West, Texas, Explosion Called a Criminal Act

     DALLAS (CN) – The 2013 explosion at the West Fertilizer Co. that killed 15 people, injured 200 and destroyed 500 homes in West, Texas, was intentionally set, the Bureau of Alcohol, Tobacco, Firearms and Explosives said Wednesday.
     The ATF and Texas State Fire Marshal’s Office officials said their investigation has ruled out natural and accidental causes.
     ATF Agent in Charge Robert Elder said his agency spent more than $2 million investigating the explosion, with its Houston office conducting more than 400 interviews.
     Elder said the ATF Fire Research Lab determined the fire was intentionally set.
     “It is our highest priority to give victims of this tragedy an accurate explanation of what happened that day,” Elder said.
     Officials did not answer questions about suspects or motive, saying they do not know what the intent was.
     The ATF offered a $50,000 reward for information leading to the arrest of suspects. People can contact Waco Crime Stoppers at 254-753-4357 or at www.wacocrimestoppers.org.
     The Texas State Fire Marshal’s Office announced the findings of its investigation in May 2014, concluding that volunteer firefighters responding to the fire were not adequately trained to fight a fire involving explosive, hazardous materials. Twelve of the 15 deaths were first responders.
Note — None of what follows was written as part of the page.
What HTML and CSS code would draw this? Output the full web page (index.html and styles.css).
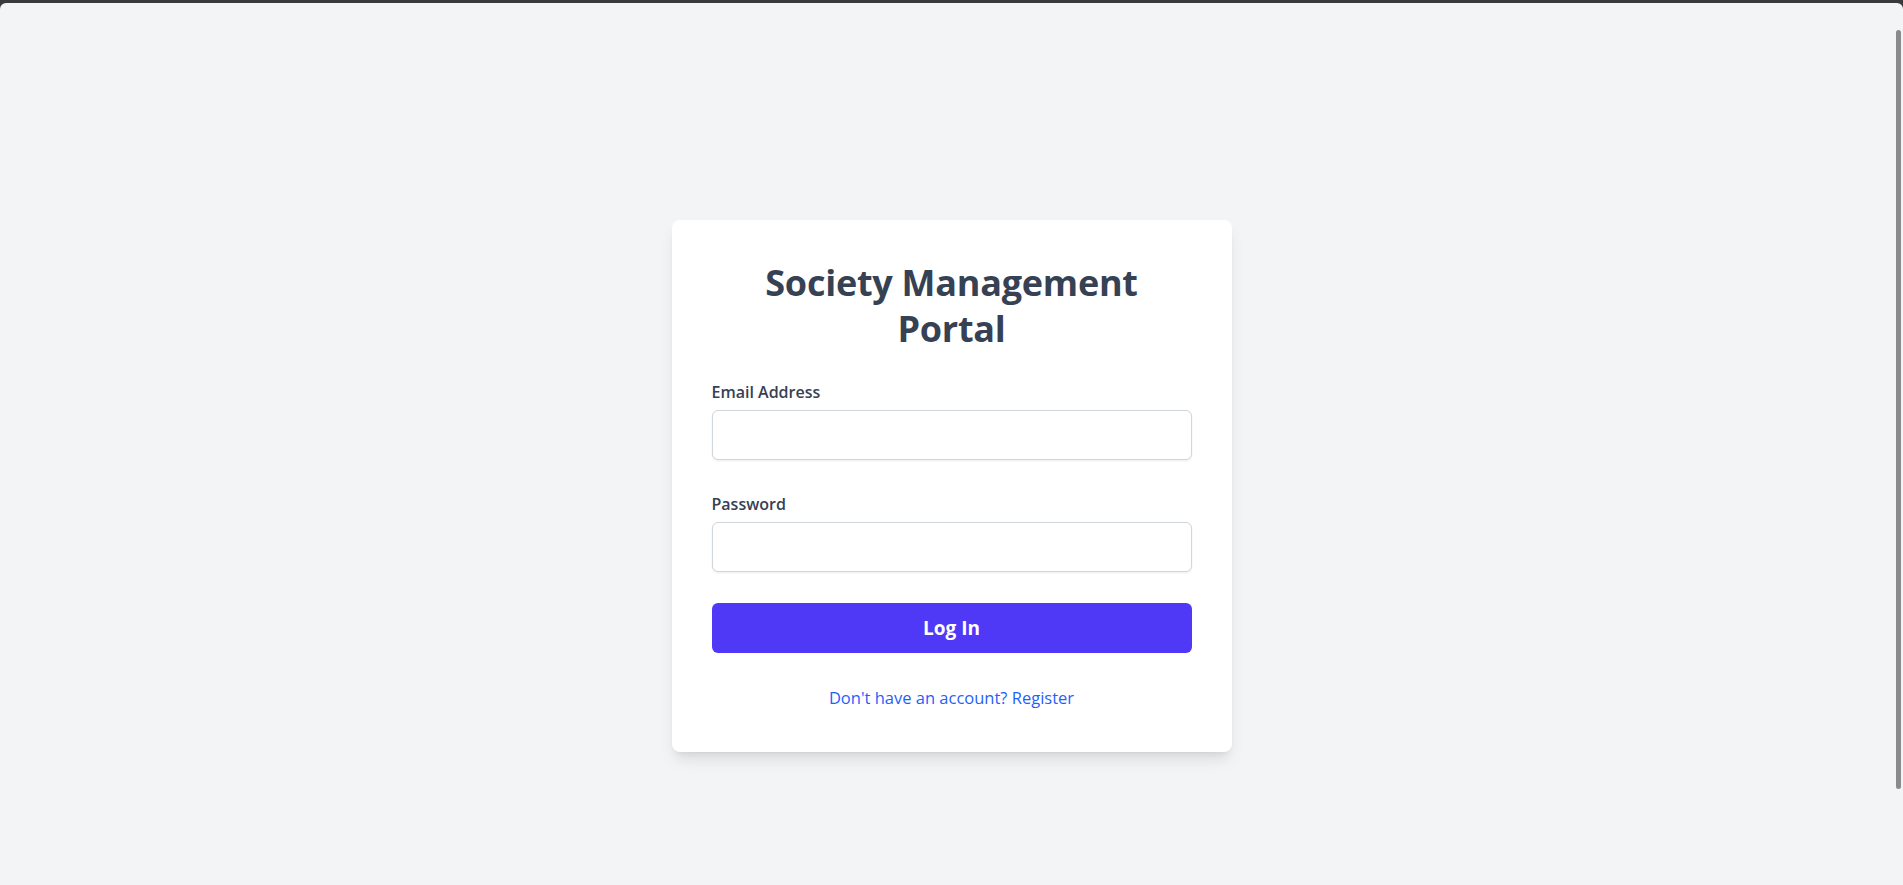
FILE: index.html
```html
<!DOCTYPE html>
<html lang="en">
<head>
<meta charset="utf-8">
<title>Society Management Portal</title>
<link rel="stylesheet" href="styles.css">
</head>
<body>
<div class="window">
  <main class="page">
    <div class="card">
      <h1 class="title">Society Management Portal</h1>
      <form class="form">
        <div class="field">
          <label class="label" for="email">Email Address</label>
          <input class="input" id="email" type="email">
        </div>
        <div class="field field-last">
          <label class="label" for="password">Password</label>
          <input class="input" id="password" type="password">
        </div>
        <button class="btn" type="button">Log In</button>
      </form>
      <p class="footer"><a class="link" href="#">Don't have an account? Register</a></p>
    </div>
  </main>
</div>
<div class="scrollbar"></div>
</body>
</html>
```
FILE: styles.css
```css
html, body {
  margin: 0;
  height: 100%;
  overflow: hidden;
}
body {
  background: #3a3a3a;
  font-family: "Open Sans", "Noto Sans", sans-serif;
}
.window {
  margin-top: 3px;
  height: calc(100% - 3px);
  background: #f3f4f6;
  border-radius: 6px 6px 0 0;
}
.page {
  display: flex;
  justify-content: center;
  padding-top: 217px;
}
.card {
  width: 560px;
  box-sizing: border-box;
  padding: 40px 40px 42px;
  background: #fff;
  border-radius: 8px;
  box-shadow: 0 10px 15px -3px rgba(0,0,0,0.1), 0 4px 6px -4px rgba(0,0,0,0.1);
}
.title {
  margin: 0 0 28px;
  font-size: 36px;
  line-height: 46px;
  font-weight: 700;
  letter-spacing: -0.25px;
  color: #364153;
  text-align: center;
}
.form {
  display: flex;
  flex-direction: column;
}
.field {
  display: flex;
  flex-direction: column;
  margin-bottom: 32px;
}
.field-last {
  margin-bottom: 31px;
}
.label {
  font-size: 16px;
  line-height: 24px;
  font-weight: 600;
  color: #364153;
  margin-bottom: 6px;
}
.input {
  height: 50px;
  box-sizing: border-box;
  border: 1px solid #d1d5dc;
  border-radius: 6px;
  box-shadow: 0 1px 2px rgba(0,0,0,0.08);
  padding: 0 12px;
  font-size: 16px;
  font-family: inherit;
}
.btn {
  height: 50px;
  border: none;
  border-radius: 6px;
  background: #4f39f6;
  color: #fff;
  font-family: inherit;
  font-size: 19px;
  font-weight: 700;
}
.footer {
  margin: 33px 0 0;
  text-align: center;
  font-size: 16.5px;
  line-height: 24px;
}
.link {
  color: #1f5ffc;
  text-decoration: none;
}
.scrollbar {
  position: fixed;
  right: 2px;
  top: 30px;
  width: 5px;
  height: 759px;
  background: #8a8a8a;
  border-radius: 3px;
}
```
     “Firefighters were committed to attacking a fire that was significantly beyond the extinguishment stage, with few resources and a limited water supply,” the report said. “The volume of fire could not be controlled by the limited flow that would have been available from the small hose lines that were deployed.”
     The ATF said Texas does not have minimum training standards for volunteer fire departments.
     Adair Grain, West Fertilizer’s parent company, has faced several lawsuits, from families, insurance companies and the city. They claim the company was negligent in operating the plant and created an unreasonably dangerous condition that led to the fire and explosion. The first lawsuits were to go to trial in October in McLennan County Court, but settlements were reached with families of three victims before trial.